Scritto da: Paola
Ursula Hegi, Come pietre nel fiume (Feltrinelli, 2004, € 10,00, pp. 549).
Un libro bellissimo e potente, che ho ripescato in fondo alla mia libreria e ho riletto con avidità. Trudi Montag è nana e vive col padre, che gestisce una biblioteca a pagamento, in un villaggio sul Reno. Nata dopo la prima guerra mondiale, fin da piccolissima sperimenta il rifiuto degli altri, compreso sua madre, a causa della propria diversità. Solo il padre sembra riuscire ad amarla infinitamente, mentre da parte di tutti in paese viene accomunata agli storpi e agli scherzi della natura, e per questo evitata da tutti o trattata con pietoso distacco. Trudi ha un dono molto particolare : riesce a vedere dentro le persone, ne percepisce le ansie più nascoste e i desideri dissimulati, e spesso ha delle premonizioni che le fanno indovinare tragedie che si verificheranno; ma Trudi ha anche un altro dono: quello di raccogliere storie.
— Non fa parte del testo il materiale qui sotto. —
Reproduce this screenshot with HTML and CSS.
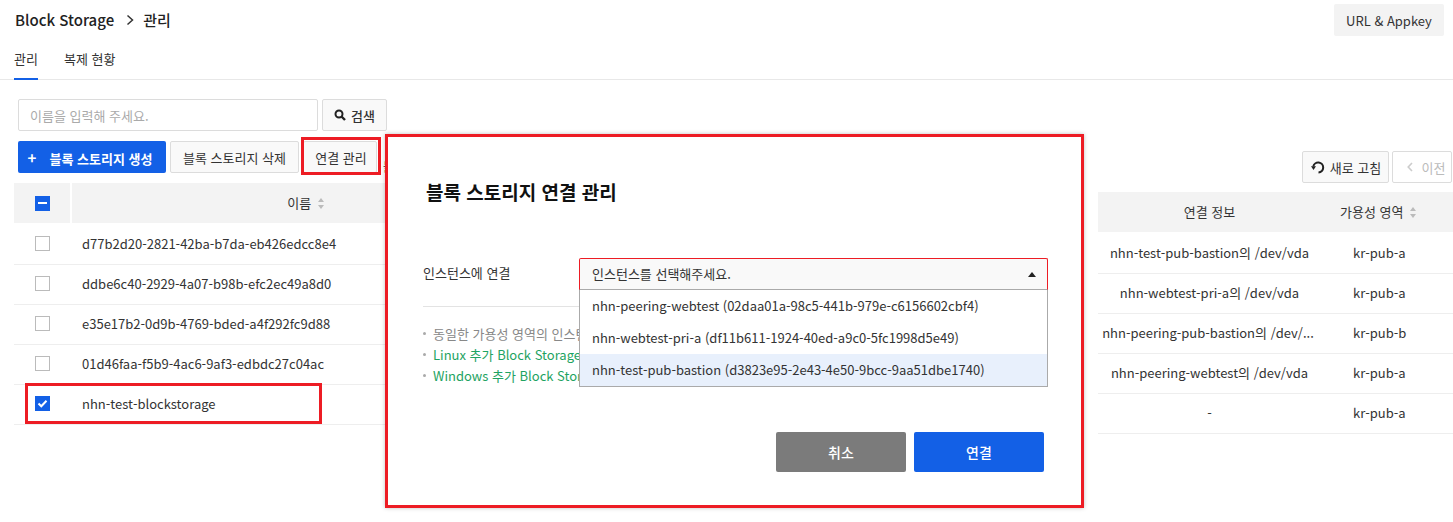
FILE: index.html
```html
<!DOCTYPE html>
<html lang="ko">
<head>
    <meta charset="UTF-8">
    <meta name="viewport" content="width=device-width, initial-scale=1.0">
    <title>Block Storage 관리</title>
    <link rel="stylesheet" href="styles.css">
</head>
<body>
    <div class="topbar">
        <div class="crumbs">
            <span>Block Storage</span>
            <svg class="crumb-arrow" width="9" height="12" viewBox="0 0 9 12"><path d="M1.500 1.500 6.500 6 1.500 10.500" fill="none" stroke="#333" stroke-width="1.500"/></svg>
            <span>관리</span>
        </div>
        <button class="btn-key">URL &amp; Appkey</button>
    </div>
    <div class="tabs">
        <a class="tab active">관리</a>
        <a class="tab">복제 현황</a>
    </div>

    <div class="content">
        <div class="left-panel">
            <div class="search">
                <input class="search-input" placeholder="이름을 입력해 주세요.">
                <button class="btn btn-search">
                    <svg width="12" height="12" viewBox="0 0 12 12"><circle cx="5" cy="5" r="3.500" fill="none" stroke="#222" stroke-width="2"/><path d="M7.500 7.500 11 11" stroke="#222" stroke-width="2.400"/></svg>
                    검색
                </button>
            </div>
            <div class="toolbar">
                <button class="btn btn-create"><span class="plus">+</span>블록 스토리지 생성</button>
                <button class="btn btn-delete">블록 스토리지 삭제</button>
                <button class="btn btn-manage">연결 관리<span class="mark mark-manage"></span></button>
                <span class="toolbar-more">블록</span>
            </div>
            <div class="thead">
                <div class="col-check"><span class="check check-minus"></span></div>
                <div class="col-name">이름 <span class="sort"></span></div>
            </div>
            <div class="row"><div class="col-check"><span class="check"></span></div><div class="row-name">d77b2d20-2821-42ba-b7da-eb426edcc8e4</div></div>
            <div class="row"><div class="col-check"><span class="check"></span></div><div class="row-name">ddbe6c40-2929-4a07-b98b-efc2ec49a8d0</div></div>
            <div class="row"><div class="col-check"><span class="check"></span></div><div class="row-name">e35e17b2-0d9b-4769-bded-a4f292fc9d88</div></div>
            <div class="row"><div class="col-check"><span class="check"></span></div><div class="row-name">01d46faa-f5b9-4ac6-9af3-edbdc27c04ac</div></div>
            <div class="row">
                <div class="col-check">
                    <span class="check check-on">
                        <svg width="15" height="15" viewBox="0 0 15 15"><path d="M3.500 7.500 6.300 10.300 11.500 4.800" fill="none" stroke="#fff" stroke-width="2"/></svg>
                    </span>
                </div>
                <div class="row-name">nhn-test-blockstorage</div>
                <span class="mark mark-row"></span>
            </div>
        </div>

        <div class="right-panel">
            <div class="right-tools">
                <button class="btn btn-refresh">
                    <svg width="14" height="14" viewBox="0 0 14 14"><path d="M2.300 6.500A5 5 0 1 1 7.500 12.500" fill="none" stroke="#222" stroke-width="2"/><path d="M0 6.300H5L2.500 10Z" fill="#222"/></svg>
                    새로 고침
                </button>
                <button class="btn btn-prev">
                    <svg width="6" height="10" viewBox="0 0 6 10"><path d="M5 1 1.200 5 5 9" fill="none" stroke="#ccc" stroke-width="1.600"/></svg>
                    이전
                </button>
            </div>
            <div class="thead">
                <div class="col-conn">연결 정보</div>
                <div class="col-zone">가용성 영역 <span class="sort"></span></div>
            </div>
            <div class="row"><div class="col-conn">nhn-test-pub-bastion의 /dev/vda</div><div class="col-zone">kr-pub-a</div></div>
            <div class="row"><div class="col-conn">nhn-webtest-pri-a의 /dev/vda</div><div class="col-zone">kr-pub-a</div></div>
            <div class="row"><div class="col-conn col-clip">nhn-peering-pub-bastion의 /dev/...</div><div class="col-zone">kr-pub-b</div></div>
            <div class="row"><div class="col-conn">nhn-peering-webtest의 /dev/vda</div><div class="col-zone">kr-pub-a</div></div>
            <div class="row"><div class="col-conn">-</div><div class="col-zone">kr-pub-a</div></div>
        </div>
    </div>

    <div class="modal">
        <h2 class="modal-title">블록 스토리지 연결 관리</h2>
        <div class="form-row">
            <label class="form-label">인스턴스에 연결</label>
            <div class="select-wrap">
                <div class="select-box">인스턴스를 선택해주세요.<span class="caret"></span></div>
                <ul class="select-list">
                    <li>nhn-peering-webtest (02daa01a-98c5-441b-979e-c6156602cbf4)</li>
                    <li>nhn-webtest-pri-a (df11b611-1924-40ed-a9c0-5fc1998d5e49)</li>
                    <li class="selected">nhn-test-pub-bastion (d3823e95-2e43-4e50-9bcc-9aa51dbe1740)</li>
                </ul>
            </div>
        </div>
        <ul class="notes">
            <li>동일한 가용성 영역의 인스턴스</li>
            <li class="link">Linux 추가 Block Storage</li>
            <li class="link">Windows 추가 Block Storage</li>
        </ul>
        <div class="modal-actions">
            <button class="btn-big btn-cancel">취소</button>
            <button class="btn-big btn-connect">연결</button>
        </div>
    </div>
</body>
</html>
```

FILE: styles.css
```css
* { box-sizing: border-box; }
html, body { height: 522px; overflow: hidden; }
body { margin: 0; position: relative; background-color: #fff; color: #333; font-family: "Noto Sans CJK KR", "Noto Sans", sans-serif; font-size: 13px; }
button { font-family: inherit; cursor: pointer; }
ul { list-style: none; margin: 0; padding: 0; }

.topbar { display: flex; justify-content: space-between; padding: 4px 9px 0 15px; height: 46px; }
.crumbs { display: flex; align-items: center; gap: 10px; height: 31px; font-size: 15px; font-weight: 500; color: #222; }
.crumb-arrow { margin: 0 -2px 0 2px; }
.btn-key { width: 110px; height: 32px; border: 0; border-radius: 2px; background-color: #f3f3f3; color: #333; font-size: 13px; }

.tabs { display: flex; gap: 26px; height: 34px; padding-left: 14px; border-bottom: 1px solid #e8e8e8; }
.tab { height: 34px; line-height: 25px; font-size: 13px; color: #333; }
.tab.active { border-bottom: 2px solid #1360e6; }

.content { display: flex; justify-content: space-between; }
.left-panel { width: 386px; padding: 19px 0 0 14px; }
.right-panel { width: 355px; padding-top: 71px; }

.btn { flex-shrink: 0; height: 32px; border: 1px solid #dcdcdc; border-radius: 2px; background-color: #f9f9f9; color: #333; font-size: 13px; padding: 0; }
.search { display: flex; gap: 4px; margin-left: 4px; }
.search-input { flex-shrink: 0; width: 300px; height: 32px; padding: 0 11px; border: 1px solid #dcdcdc; border-radius: 2px; font-family: inherit; font-size: 13px; }
.search-input::placeholder { color: #aaa; }
.btn-search { width: 65px; font-weight: 500; display: flex; align-items: center; justify-content: center; gap: 5px; }

.toolbar { display: flex; gap: 4px; margin: 10px 0 10px 4px; }
.btn-create { width: 148px; padding-right: 4px; border: 0; background-color: #1360e6; color: #fff; font-weight: 700; }
.plus { margin-right: 13px; font-size: 15px; }
.btn-delete { width: 129px; }
.btn-manage { width: 74px; padding-left: 2px; position: relative; }
.toolbar-more { align-self: flex-end; margin-left: 2px; font-size: 12px; line-height: 12px; white-space: nowrap; }

.thead { display: flex; height: 40px; margin-bottom: 2px; background-color: #f3f3f3; align-items: center; }
.thead .col-name, .thead .col-conn, .thead .col-zone { padding-bottom: 2px; }
.row { display: flex; height: 40px; padding-bottom: 2px; align-items: center; border-bottom: 1px solid #eee; position: relative; }
.left-panel .thead .col-check { border-right: 2px solid #fff; }
.col-check { width: 58px; height: 37px; display: flex; align-items: center; padding-left: 21px; flex-shrink: 0; }
.thead .col-check { height: 40px; }
.col-name { flex: 1; text-align: center; padding-left: 154px; }
.row-name { padding-left: 10px; white-space: nowrap; }

.check { display: block; width: 15px; height: 15px; border: 1px solid #bbb; background-color: #fff; }
.check-minus { border: 0; background-color: #1360e6; position: relative; }
.check-minus::after { content: ""; position: absolute; left: 3px; top: 6px; width: 9px; height: 2px; background-color: #fff; }
.check-on { border: 0; background-color: #1360e6; }
.check-on svg { display: block; }

.sort { display: inline-block; width: 7px; height: 11px; margin-left: 3px; vertical-align: -1px; position: relative; }
.sort::before, .sort::after { content: ""; position: absolute; left: 0; border-left: 3.500px solid transparent; border-right: 3.500px solid transparent; }
.sort::before { top: 0; border-bottom: 4.500px solid #bbb; }
.sort::after { bottom: 0; border-top: 4.500px solid #bbb; }

.right-tools { display: flex; justify-content: flex-end; gap: 3px; margin: 0 1px 9px 0; }
.btn-refresh { width: 87px; padding-left: 1px; display: flex; align-items: center; justify-content: center; gap: 5px; }
.btn-prev { width: 60px; padding-left: 8px; color: #bbb; background-color: #fff; display: flex; align-items: center; justify-content: center; gap: 9px; }
.col-conn { width: 223px; text-align: center; white-space: nowrap; }
.col-clip { padding-right: 3px; }
.col-zone { flex: 1; padding-left: 19px; white-space: nowrap; text-align: left; }
.row .col-zone { padding-left: 32px; }

.mark { position: absolute; border: 3px solid #ed1c24; pointer-events: none; }
.mark-manage { left: -3px; top: -5px; width: 80px; height: 38px; }
.mark-row { left: 11px; top: -2px; width: 297px; height: 41px; }

.modal { position: absolute; left: 385px; top: 134px; width: 699px; height: 374px; padding: 42px 33px 0 35px; background-color: #fff; border: 3px solid #ed1c24; box-shadow: 0 0 4px rgba(0, 0, 0, 0.25); }
.modal-title { margin: 0 0 0 3px; font-size: 19px; font-weight: 700; line-height: 26px; color: #111; }
.form-row { display: flex; align-items: flex-start; margin-top: 53px; border-bottom: 1px solid #e3e3e3; height: 49px; }
.form-label { width: 156px; flex-shrink: 0; line-height: 30px; font-size: 13px; }
.select-wrap { position: relative; width: 469px; flex-shrink: 0; z-index: 2; }
.select-box { height: 32px; padding-left: 12px; line-height: 29px; border: 1px solid #ed1c24; border-bottom-color: #aaa; border-radius: 2px 2px 0 0; background-color: #f9f9f9; position: relative; }
.caret { position: absolute; right: 11px; top: 13px; border-left: 4px solid transparent; border-right: 4px solid transparent; border-bottom: 5px solid #222; }
.select-list { border: 1px solid #aaa; border-top: 0; background-color: #fff; }
.select-list li { height: 32px; padding-left: 12px; line-height: 31px; white-space: nowrap; }
.select-list .selected { background-color: #e8f0fc; }

/* the open list covers the rest of these lines */
.notes { width: 156px; overflow: hidden; margin-top: 16px; font-size: 13px; line-height: 21px; color: #888; }
.notes li { padding-left: 10px; position: relative; white-space: nowrap; }
.notes li::before { content: ""; position: absolute; left: 0; top: 9px; width: 3px; height: 3px; border-radius: 50%; background-color: #aaa; }
.notes .link { color: #1ea362; }

.modal-actions { display: flex; justify-content: flex-end; gap: 8px; margin: 46px 4px 0 0; }
.btn-big { width: 130px; height: 40px; border: 0; border-radius: 2px; color: #fff; font-size: 14px; font-weight: 500; }
.btn-cancel { background-color: #7b7b7b; }
.btn-connect { background-color: #1360e6; }
```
Ha un talento innato per farsi raccontare da tutti le proprie vite, che lei ascolta con avidità per riproporle poi ad altri –camuffate- per attrarne l’attenzione, uno sbiadito surrogato dell’affetto che in realtà desidera disperatamente
. Ad un certo punto, un uomo con i baffi a francobollo si fa strada con la sue idee sulla razza ideale per popolare la Grande Germania, e poco dopo la follia della seconda guerra mondiale travolge tutto. Spopolato degli uomini idonei all’arruolamento, il paese trova una sua unità in quelle persone (tra cui anche Trudi e suo padre) che rischiando in prima persona aiutano i fuggiaschi, ebrei o ariani che hanno osato esprimere apertamente il proprio dissenso per le idee nazionalsocialiste; e tutti hanno una storia per Trudi. Piano piano il villaggio si svela per essere il vero protagonista del libro, con la vigliaccheria, la vanità e la prevaricazione, ma anche con il dono di sé, la pietà e il conforto che albergano nello spirito dei suoi membri, e alla fine Trudi capirà di essere sempre stata parte della comunità, anche col suo corpo piccolo e sgraziato che imparerà a sentire come parte imprescindibile di sé e prezioso proprio nella diversità.